Yesterday I read this article in The Guardian about David Bowie and found it really interesting and frankly, profound. I never thought of End-of-Life issues in quite this way before. I’ve dealt with end of life peripherally when my grandparents died and when my step-parents were ill and died, mostly because my parents dealt with the day-to-day. I deal with them as an estate planning and elder law attorney on a fairly regular basis. Now my own father is dealing with a terminal illness and while I’m 1500 miles away, I am still dealing with this more intimately because I’m assisting much more (and may I say thank God for a brother that lives closer and can get there much more easily than I can, and for my dad’s girlfriend who is acting as caregiver).
Anyhow, my point wasn’t to tell everyone about my dad’s illness but to say that as a Baby Boomer myself (at least according to statistician’s, being born in 1961) (and being a fan of Bowie’s since junior high school), I’d never really thought of doing what Bowie did — not telling people, including close friends, that he was terminally ill. Brian Eno and Peter Gabriel, essentially lifelong friends, heard about Bowie’s death as a complete surprise.
So it does make me wonder. How do any of us deal with our own mortality when we are staring down a terminal illness? Do we tell the world, as some people do, or do we keep it quiet?
In years past, we didn’t talk about cancer. It was the “C” word that nobody wanted to talk about. This article and its suppositions about why Bowie kept his illness quiet imply something very different however. It hints at Bowie not wanting pity or constant attention from fans and other well meaning people. It suggests that he wanted to live his life and not be in a media fishbowl. Granted, none of us are rock stars like Bowie and I know I don’t live in a media fish bowl, but I can see the point. Tell those you most want or need to tell. Keep it need to know and just get on with your life and enjoy it to the fullest for whatever time you have. That Bowie was able to keep it so QT is quite a feat in my opinion. I don’t read the tabloids but I didn’t hear one whisper about it, and apparently neither did his good friends, so he must have been quite good at keeping his cancer a secret.

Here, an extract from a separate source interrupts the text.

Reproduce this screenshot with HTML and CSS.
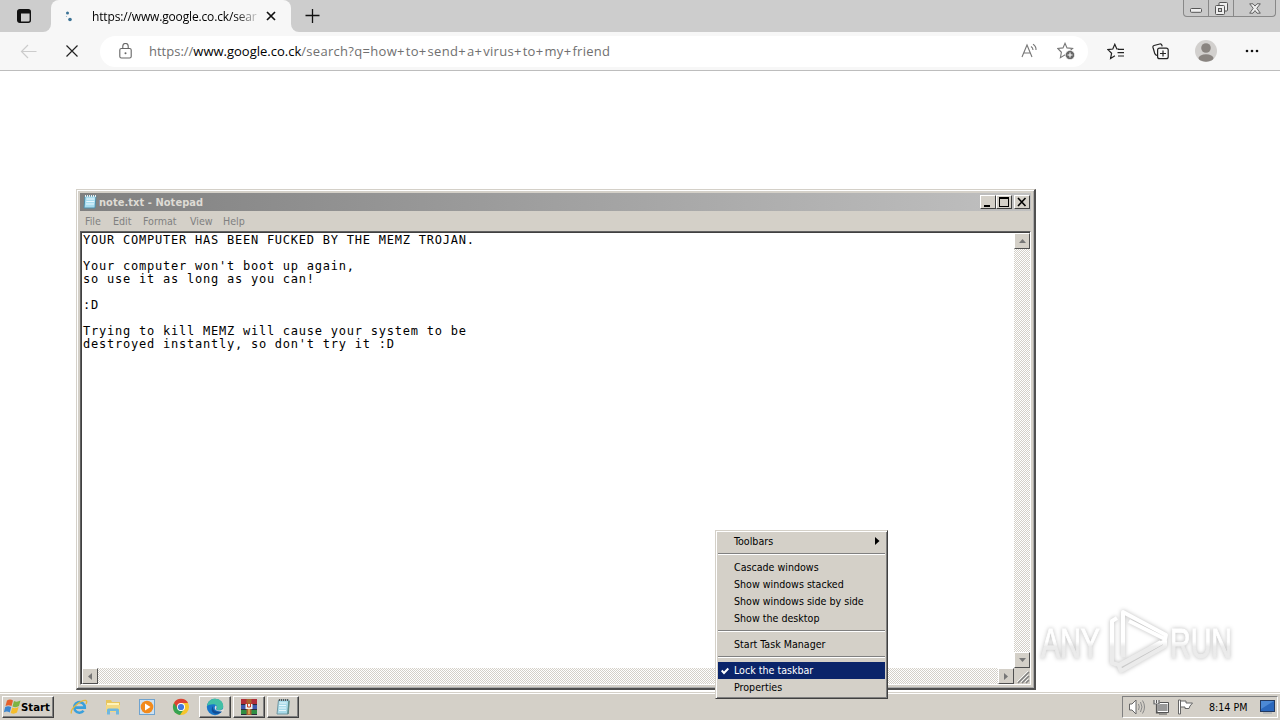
FILE: index.html
```html
<!DOCTYPE html>
<html lang="en">
<head>
    <meta charset="UTF-8">
    <meta name="viewport" content="width=device-width, initial-scale=1.0">
    <link rel="stylesheet" href="styles.css">
    <title>Desktop</title>
</head>
<body>
    <div class="desktop">
        <div class="browser">
            <div class="tab-strip">
                <div class="tab-actions">
                    <svg width="16" height="16" viewBox="0 0 16 16"><rect x="1.7" y="1.7" width="12.6" height="12.6" rx="2" fill="none" stroke="#111" stroke-width="1.4"/><path d="M2 2h12v3.5H2zM2 5h3v9H2z" fill="#111"/></svg>
                </div>
                <div class="tab">
                    <svg width="12" height="12" viewBox="0 0 12 12"><circle cx="3.5" cy="3" r="1.5" fill="#3b7396"/><circle cx="2.5" cy="6.5" r=".6" fill="#8fb4ca"/><circle cx="6" cy="9.5" r="1.8" fill="#3b7396"/></svg>
                    <span class="tab-title">https://www.google.co.ck/sear</span>
                    <svg class="tab-close" width="10" height="10" viewBox="0 0 10 10"><path d="M1 1l8 8M9 1l-8 8" stroke="#111" stroke-width="1.7"/></svg>
                </div>
                <svg class="new-tab" width="29" height="32" viewBox="0 0 29 32"><path d="M21.500 9v14M14.500 15.500h14" stroke="#111" stroke-width="1.3"/></svg>
                <div class="caption">
                    <span class="cap-btn cap-min"><svg width="12" height="5" viewBox="0 0 12 5"><rect x=".5" y=".5" width="11" height="3.8" rx="1" fill="#eee" stroke="#555"/></svg></span>
                    <span class="cap-btn"><svg width="13" height="13" viewBox="0 0 13 13"><g fill="#eee" stroke="#555"><rect x="4" y=".5" width="8.5" height="8.5" rx="1"/><rect x=".5" y="3.5" width="9" height="9" rx="1"/><rect x="3.5" y="6.5" width="3" height="3" fill="#ccc"/></g></svg></span>
                    <span class="cap-btn cap-close"><svg width="12" height="11" viewBox="0 0 12 11"><path d="M.7.8H4l2 2.3L8 .8h3.3L7.8 5.3l3.5 4.9H8L6 7.6l-2 2.6H.7l3.5-4.9z" fill="#eee" stroke="#555" stroke-width=".9"/></svg></span>
                </div>
            </div>
            <div class="toolbar">
                <svg width="17" height="15" viewBox="0 0 17 15"><path d="M16.5 7.5H1.5M8 1L1.5 7.5 8 14" fill="none" stroke="#ccc" stroke-width="1.2"/></svg>
                <svg class="stop" width="12" height="12" viewBox="0 0 12 12"><path d="M.5.5l11 11M11.5.5l-11 11" stroke="#222" stroke-width="1.2"/></svg>
                <div class="address">
                    <svg width="13" height="16" viewBox="0 0 13 16"><g fill="none" stroke="#666" stroke-width="1.1"><rect x=".8" y="5.5" width="11.4" height="9.5" rx="1.6"/><path d="M3.8 5.5V3.2a2.7 2.7 0 015.4 0v2.3"/></g><circle cx="6.5" cy="10.3" r="1" fill="#666"/></svg>
                    <span class="url">https://<b>www.google.co.ck</b><span class="path">/search?q=how<i>+</i>to<i>+</i>send<i>+</i>a<i>+</i>virus<i>+</i>to<i>+</i>my<i>+</i>friend</span></span>
                    <svg width="17" height="16" viewBox="0 0 17 16"><g fill="none" stroke="#777" stroke-width="1.1"><path d="M1 14L6 2l5 12M2.8 10h6.5M10 3.5q2 1.3 2 3.5M12 1.2q3.3 2 3 5.8"/></g></svg>
                    <svg class="fav" width="18" height="18" viewBox="0 0 18 18"><path d="M8 1.3l2 4.6 5.6.6-4.1 3.7.6 5L8 12.9l-4.6 2.8 1-5.4L.8 6.5 6 5.9z" fill="none" stroke="#777" stroke-width="1.1"/><circle cx="13" cy="13" r="4.6" fill="#666" stroke="#fff" stroke-width=".6"/><path d="M13 10.5v5M10.5 13h5" stroke="#fff" stroke-width="1.1"/></svg>
                </div>
                <svg class="favorites" width="18" height="17" viewBox="0 0 18 17"><path d="M12 6H9.8L7.8 1.3 5.8 6 .9 6.6l3.7 3.6-1 5.2 4.3-2.7M11 6.3h6M10.5 9.7h6.5M11 13h6" fill="none" stroke="#222" stroke-width="1.2"/></svg>
                <svg class="collections" width="17" height="17" viewBox="0 0 17 17"><g fill="none" stroke="#222" stroke-width="1.2"><path d="M5 12.5C3 12 3 11 2.6 10L1 4.5Q.6 3 2 2.5L7.8 1q1.5-.4 2 1l.4 1.4"/><rect x="5.6" y="5.1" width="10.6" height="10.6" rx="2"/><path d="M11 7.5v6M8 10.500h6"/></g></svg>
                <svg class="profile" width="22" height="22" viewBox="0 0 22 22"><circle cx="11" cy="11" r="11" fill="#d2d0ce"/><circle cx="11" cy="8" r="4.8" fill="#898480"/><ellipse cx="11" cy="18" rx="7.5" ry="3.7" fill="#898480"/></svg>
                <svg class="more" width="14" height="4" viewBox="0 0 14 4"><g fill="#111"><circle cx="2" cy="2" r="1.3"/><circle cx="7" cy="2" r="1.3"/><circle cx="12" cy="2" r="1.3"/></g></svg>
            </div>
        </div>

        <svg class="watermark" width="206" height="76" viewBox="0 0 206 76">
            <defs>
                <linearGradient id="fade" gradientUnits="userSpaceOnUse" x1="0" y1="8" x2="0" y2="70">
                    <stop offset=".48" stop-color="#fff"/>
                    <stop offset=".56" stop-color="#ebebeb"/>
                </linearGradient>
            </defs>
            <g class="mark">
                <path d="M86 53V8l43 23-1 4-36-18"/>
                <path d="M80 14l-5 3v42l7 2 42-23"/>
                <path d="M84 67l44-25v-5L82 62z"/>
            </g>
            <g class="letters">
                <text x="4" y="54" textLength="59" lengthAdjust="spacingAndGlyphs">ANY</text>
                <text x="133" y="54" textLength="62" lengthAdjust="spacingAndGlyphs">RUN</text>
            </g>
        </svg>

        <div class="notepad">
            <div class="title-bar">
                <svg width="16" height="16" viewBox="0 0 16 16"><path d="M3 2h11l-1 12H2z" fill="#a8dcef" stroke="#4e8da8"/><path d="M4.5 5h8M4.3 7.5h8M4 10h8" stroke="#e8f8ff"/><path d="M3 2h11" stroke="#eee" stroke-width="2" stroke-dasharray="1 1"/></svg>
                <span class="title">note.txt - Notepad</span>
                <span class="btn"><svg width="12" height="10" viewBox="0 0 12 10"><path d="M2 8h6v2H2z"/></svg></span>
                <span class="btn"><svg width="12" height="10" viewBox="0 0 12 10"><path d="M1 0h10v10H1zM2 2v7h8V2z" fill-rule="evenodd"/></svg></span>
                <span class="btn btn-close"><svg width="12" height="10" viewBox="0 0 12 10"><path d="M2 1l7.500 8M9.500 1L2 9" stroke="#000" stroke-width="1.6"/></svg></span>
            </div>
            <div class="menu-bar">
                <span class="m-file">File</span><span class="m-edit">Edit</span><span class="m-format">Format</span><span class="m-view">View</span><span>Help</span>
            </div>
            <div class="edit">
                <pre class="note">YOUR COMPUTER HAS BEEN FUCKED BY THE MEMZ TROJAN.

Your computer won't boot up again,
so use it as long as you can!

:D

Trying to kill MEMZ will cause your system to be
destroyed instantly, so don't try it :D</pre>
                <div class="scroll scroll-v">
                    <span class="arrow"><svg width="7" height="4" viewBox="0 0 7 4"><path d="M0 4l3.5-4L7 4z"/></svg></span>
                    <span class="arrow"><svg width="7" height="4" viewBox="0 0 7 4"><path d="M0 0h7L3.5 4z"/></svg></span>
                </div>
                <div class="scroll">
                    <span class="arrow"><svg width="4" height="7" viewBox="0 0 4 7"><path d="M4 0v7L0 3.5z"/></svg></span>
                    <span class="arrow"><svg width="4" height="7" viewBox="0 0 4 7"><path d="M0 0v7l4-3.5z"/></svg></span>
                </div>
                <div class="grip"><svg width="16" height="16" viewBox="0 0 16 16"><path d="M4 15L15 4M8 15l7-7M12 15l3-3" stroke="#808080" stroke-width="1.5"/><path d="M3 14L14 3M7 14l7-7M11 14l3-3" stroke="#fff" stroke-width=".8"/></svg></div>
            </div>
        </div>

        <div class="taskbar">
            <div class="start">
                <svg width="17" height="16" viewBox="0 0 17 16"><path d="M3 1.5q3-2 6 0L7.5 7q-3-1.5-6 0z" fill="#e5602b"/><path d="M10 2q3 1.5 6.5-.5L15 7q-3 2-6.5.5z" fill="#7db443"/><path d="M1.2 8q3-1.5 6 0L5.8 13.5q-3-2-6 0z" fill="#3c86cf"/><path d="M8.3 8.5q3 1.5 6.3-.5L13 13.5q-3 2-6.3.5z" fill="#f5bd2c"/></svg>
                <span>Start</span>
            </div>
            <div class="quick">
                <svg width="18" height="18" viewBox="0 0 18 18"><path d="M4.8 9.6h10a5.3 5.3 0 10-1.2 3.2" fill="none" stroke="#3aa0dc" stroke-width="2.6"/><path d="M1.5 15.5C-.5 11 11 1.5 16 2.5q1.5.7 0 3.5" fill="none" stroke="#e6b93c" stroke-width="1.3"/></svg>
                <svg width="18" height="18" viewBox="0 0 18 18"><path d="M2 2h5l1 2h8v10H2z" fill="#e8c55c"/><path d="M3 5h12v3H3z" fill="#fff3b8"/><path d="M2 7h14v7H2z" fill="#f3d983"/><path d="M3 16.5V12q0-1.5 1.5-1.5h9q1.5 0 1.500 1.5v4.500h-3v-3.500H6v3.500z" fill="#6fb7df"/></svg>
                <svg width="18" height="18" viewBox="0 0 18 18"><rect x="1.5" y="1.5" width="15" height="15" fill="#cde1f2" stroke="#6fa3cf"/><circle cx="9" cy="9" r="6.3" fill="#f28a1c"/><path d="M7 5.5v7L12.5 9z" fill="#fff"/></svg>
                <svg width="18" height="18" viewBox="0 0 18 18"><circle cx="9" cy="9" r="8" fill="#f6c52c"/><path d="M9 9L2 5a8 8 0 006 12l4-6z" fill="#36a352"/><path d="M2 5a8 8 0 0114 0H9L6 11z" fill="#dc4234"/><circle cx="9" cy="9" r="4" fill="#fff"/><circle cx="9" cy="9" r="3.1" fill="#4078df"/></svg>
            </div>
            <div class="tasks">
                <div class="task"><svg width="18" height="18" viewBox="0 0 18 18"><circle cx="9" cy="9" r="8.2" fill="#1876c9"/><path d="M1 8C2 3 5 .8 9 .8c5 0 8.5 3.5 8.2 7.5 0 3-2.2 4-4.7 4-2 0-2.5-.8-1.5-2 .8-2-1-4-4-4-2.5 0-4.5.8-6 1.7z" fill="#42bfa5"/><path d="M7 8c-1 4 3 7 9 5l-1 1.5C9 18 3 14 7 8z" fill="#124d94"/><path d="M9.5 7.5c2.5 1 0 3 1 4.2 1.2 1.3 4 1 6.2-.5l1.300 0-.5 2c-5 1-11-1-8-5.700z" fill="#e4e0da"/></svg></div>
                <div class="task"><svg width="18" height="18" viewBox="0 0 18 18"><path d="M1 1h16v5H1z" fill="#b12d38"/><path d="M1 6h16v5H1z" fill="#3e59ad"/><path d="M1 11h16v5H1z" fill="#2f8e43"/><path d="M1 6.5h16M1 11.5h16M1 16.5h16" stroke="#292b3b"/><path d="M6.5 1h5v16h-5z" fill="#a9642f"/><path d="M5.5 6h7v5h-7z" fill="#eee"/><path d="M7.5 5v4h3V5" fill="none" stroke="#c43b24"/><path d="M9 11v5" stroke="#e0b65e" stroke-width="1.5"/></svg></div>
                <div class="task"><svg width="18" height="18" viewBox="0 0 18 18"><path d="M4.5 2H15l-1 14H3z" fill="#a9dbe9" stroke="#7196a1"/><path d="M5.5 5h7M5 7.5h7M5 10h7M5 12.5h7" stroke="#e7f8fc"/><path d="M5 2h10" stroke="#555" stroke-width="2" stroke-dasharray="1 1"/><path d="M15 3l-1 13" stroke="#5c8b88" stroke-width="1.5"/></svg></div>
            </div>
            <div class="tray">
                <svg width="18" height="16" viewBox="0 0 18 16"><path d="M1.5 5H4l4-4v14l-4-4H1.5z" fill="#fff" stroke="#666"/><path d="M10.5 5q1.5 3 0 6M12.5 3q3 5 0 10M14.5 1.5q4 6.5 0 13" fill="none" stroke="#888"/></svg>
                <svg class="tray-net" width="16" height="16" viewBox="0 0 16 16"><rect x="4.5" y="4.5" width="10.5" height="8" fill="#999" stroke="#fff"/><path d="M4 3.5h11.5v10H4zM6 15h8" fill="none" stroke="#555"/><path d="M.5 1h6v5h-6z" fill="#fff"/><path d="M1 1v4h5V1M3.5 1v3M3.5 5v9h3" fill="none" stroke="#555" stroke-width="1.2"/></svg>
                <svg class="tray-flag" width="17" height="16" viewBox="0 0 17 16"><path d="M1.5 1h2v14h-2zM3.5 2H9v2h6.5L13 7l-1 2.5H8V8H3.5z" fill="#fff" stroke="#666"/></svg>
                <span class="clock">8:14 PM</span>
                <svg width="16" height="14" viewBox="0 0 16 14"><rect x=".5" y=".5" width="14" height="11" fill="#2b68bd" stroke="#23395f"/><path d="M1 1h13L1 9z" fill="#4c89d5"/><path d="M3 13h9" stroke="#9ba4ae"/></svg>
            </div>
        </div>

        <div class="context-menu">
            <div class="item">Toolbars<svg width="5" height="8" viewBox="0 0 5 8"><path d="M0 0v8l4.5-4z"/></svg></div>
            <hr>
            <div class="item">Cascade windows</div>
            <div class="item">Show windows stacked</div>
            <div class="item">Show windows side by side</div>
            <div class="item">Show the desktop</div>
            <hr>
            <div class="item">Start Task Manager</div>
            <hr>
            <div class="item selected"><svg class="check" width="8" height="8" viewBox="0 0 8 8"><path d="M.7 3.5L3 6l4.300-4.500" fill="none" stroke="#fff" stroke-width="2"/></svg>Lock the taskbar</div>
            <div class="item">Properties</div>
        </div>
    </div>
</body>
</html>
```
FILE: styles.css
```css
* {
    box-sizing: border-box;
}

body {
    margin: 0;
    background: #fff;
    font-family: "DejaVu Sans Condensed", "DejaVu Sans", sans-serif;
    font-stretch: condensed;
    font-size: 10.6px;
    color: #000;
}

svg {
    display: block;
    flex: none;
}

.desktop {
    position: relative;
    width: 1280px;
    height: 720px;
    overflow: hidden;
    display: flex;
    flex-direction: column;
}

/* browser */
.browser {
    flex: 1;
    font-family: "Open Sans", "Noto Sans", sans-serif;
    font-stretch: normal;
}

.tab-strip {
    height: 32px;
    background: linear-gradient(to right, #cdcdcd 43px, #f7f7f7 43px, #f7f7f7 299px, #cdcdcd 299px);
    display: flex;
}

.tab-actions {
    width: 51px;
    padding: 8px 0 0 16px;
    background: #cdcdcd;
    border-bottom-right-radius: 8px;
}

.tab {
    width: 240px;
    background: #f7f7f7;
    box-shadow: -8px -24px #cdcdcd, 8px -24px #cdcdcd;
    border-radius: 8px 8px 0 0;
    display: flex;
    align-items: center;
    padding-left: 13px;
}

.tab-title {
    width: 170px;
    margin-left: 16px;
    white-space: nowrap;
    font-size: 12px;
    letter-spacing: -0.15px;
    -webkit-mask-image: linear-gradient(to right, #000 142px, transparent 170px);
    mask-image: linear-gradient(to right, #000 142px, transparent 170px);
}

.tab-close {
    margin-left: 4px;
}

.new-tab {
    background: #cdcdcd;
    border-bottom-left-radius: 8px;
}

.caption {
    display: flex;
    width: 93px;
    height: 17px;
    margin: 0 4px 0 auto;
    border: 1px solid #888;
    border-top: 0;
    border-radius: 0 0 4px 4px;
    background: #c9c9c9;
}

.cap-btn {
    display: flex;
    justify-content: center;
    align-items: center;
    width: 25px;
    border-right: 1px solid #888;
}

.cap-min {
    padding-top: 5px;
}

.cap-close {
    flex: 1;
    border-right: 0;
}

.toolbar {
    height: 39px;
    background: #f7f7f7;
    border-bottom: 1px solid #bdbdbd;
    display: flex;
    align-items: center;
    padding-left: 20px;
}

.stop {
    margin-left: 29px;
}

.address {
    display: flex;
    align-items: center;
    width: 988px;
    height: 31px;
    margin-left: 22px;
    padding-left: 19px;
    background: #fff;
    border-radius: 16px;
}

.url {
    width: 872px;
    margin-left: 17px;
    font-size: 13px;
    color: #707070;
    white-space: nowrap;
}

.url b {
    font-weight: normal;
    color: #000;
}

.path {
    letter-spacing: 0.3px;
}

.path i {
    font-style: normal;
    margin-right: 1px;
}

.fav {
    margin-left: 19px;
}

.favorites {
    margin-left: 19px;
}

.collections {
    margin-left: 27px;
}

.profile {
    margin-left: 26px;
}

.more {
    margin-left: 28px;
}

.watermark {
    position: absolute;
    left: 1037px;
    top: 604px;
    filter: drop-shadow(0 0 2px #bbb);
}

.letters {
    font: 42px "Liberation Sans Narrow", "Liberation Sans", sans-serif;
    fill: url(#fade);
    stroke: url(#fade);
    stroke-width: 1px;
}

.mark {
    fill: none;
    stroke: url(#fade);
    stroke-width: 4;
    stroke-linejoin: round;
}

/* notepad window */
.notepad {
    position: absolute;
    left: 76px;
    top: 189px;
    width: 960px;
    height: 501px;
    background: #d4d0c8;
    border: 1px solid #d4d0c8;
    border-right: 2px solid #505050;
    border-bottom: 2px solid #505050;
    box-shadow: inset 1px 1px #fff, inset -1px -1px #aaa;
    padding: 3px;
    display: flex;
    flex-direction: column;
}

.title-bar {
    height: 18px;
    display: flex;
    align-items: center;
    background: linear-gradient(to right, #808080, #c0c0c0);
    padding: 0 1px 0 2px;
}

.title {
    flex: 1;
    margin-left: 1px;
    color: #dedbd4;
    font-weight: bold;
    font-size: 11px;
    letter-spacing: 0.05px;
}

.btn {
    width: 16px;
    height: 14px;
    padding: 1px;
    background: #d4d0c8;
    border: 1px solid;
    border-color: #fff #404040 #404040 #fff;
}

.btn-close {
    margin-left: 2px;
}

.menu-bar {
    display: flex;
    height: 20px;
    line-height: 21px;
    padding-left: 5px;
    color: #808080;
}

.m-file {
    width: 28px;
}

.m-edit {
    width: 30px;
}

.m-format {
    width: 47px;
}

.m-view {
    width: 33px;
}

.edit {
    flex: 1;
    display: grid;
    grid-template-columns: 1fr 16px;
    grid-template-rows: 1fr 16px;
    background: #fff;
    border: 1px solid;
    border-color: #606060 #fff #fff #606060;
    box-shadow: inset 1px 1px #404040;
    padding: 1px 0 0 1px;
}

.note {
    margin: 0;
    padding: 1px 0 0 1px;
    font: 12px/13px "DejaVu Sans Mono", monospace;
    letter-spacing: 0.77px;
}

.scroll {
    display: flex;
    justify-content: space-between;
    background: repeating-conic-gradient(#fff 0 25%, #d4d0c8 0 50%) 0 0 / 2px 2px;
}

.scroll-v {
    flex-direction: column;
}

.arrow {
    width: 16px;
    height: 16px;
    display: flex;
    align-items: center;
    justify-content: center;
    background: #d4d0c8;
    border: 1px solid;
    border-color: #fff #505050 #505050 #fff;
    fill: #777;
}

.grip {
    background: #d4d0c8;
}

/* taskbar */
.taskbar {
    height: 28px;
    background: #d4d0c8;
    border-top: 1px solid #d4d0c8;
    box-shadow: inset 0 1px #fff;
    display: flex;
    align-items: center;
    padding: 2px 2px 1px;
}

.start {
    width: 52px;
    height: 22px;
    display: flex;
    align-items: center;
    padding-left: 1px;
    border: 1px solid;
    border-color: #fff #404040 #404040 #fff;
    box-shadow: inset -1px -1px #808080;
    font-weight: bold;
    font-size: 11.3px;
}

.quick {
    display: flex;
    gap: 16px;
    margin-left: 16px;
}

.tasks {
    display: flex;
    gap: 2px;
    margin-left: 9px;
}

.task {
    width: 32px;
    height: 22px;
    display: flex;
    align-items: center;
    justify-content: center;
    border: 1px solid;
    border-color: #fff #404040 #404040 #fff;
    box-shadow: inset -1px -1px #808080;
}

.tray {
    display: flex;
    align-items: center;
    width: 156px;
    height: 22px;
    margin-left: auto;
    padding-left: 5px;
    border: 1px solid;
    border-color: #808080 #fff #fff #808080;
}

.tray-net {
    margin-left: 7px;
}

.tray-flag {
    margin-left: 8px;
}

.clock {
    width: 42px;
    margin: 0 9px 0 15px;
    white-space: nowrap;
}

/* taskbar context menu */
.context-menu {
    position: absolute;
    left: 715px;
    top: 530px;
    width: 173px;
    height: 169px;
    padding: 2px 1px 1px;
    background: #d4d0c8;
    border: 1px solid;
    border-color: #d4d0c8 #404040 #404040 #d4d0c8;
    box-shadow: inset 1px 1px #fff, inset -1px -1px #808080;
}

.context-menu hr {
    height: 2px;
    margin: 3px 1px 4px;
    border: 0;
    border-top: 1px solid #808080;
    border-bottom: 1px solid #fff;
}

.item {
    position: relative;
    display: flex;
    align-items: center;
    justify-content: space-between;
    height: 17px;
    padding: 0 5px 1px 16px;
    margin: 0 1px;
}

.selected {
    background: #0a246a;
    color: #fff;
}

.check {
    position: absolute;
    left: 3px;
    top: 5px;
}
```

Two days before his death Bowie released a new CD and did a photo shoot which showed him seemingly living large, and knowing after the fact, staring down death with a joie de vivre that many people couldn’t pull off at any cost. (Photo by Jimmy King, www.mirror.co.uk)
So, how do you feel about this? Would you want to keep your illness a secret from even those you consider your closest friends? Would you want a friend to keep his or her terminal illness a secret from you so that when he or she died, there was nothing but shock and sadness that you couldn’t say goodbye?
I have no answers but this article certainly gives me a lot to think about as I enter my next stage of life. How about you?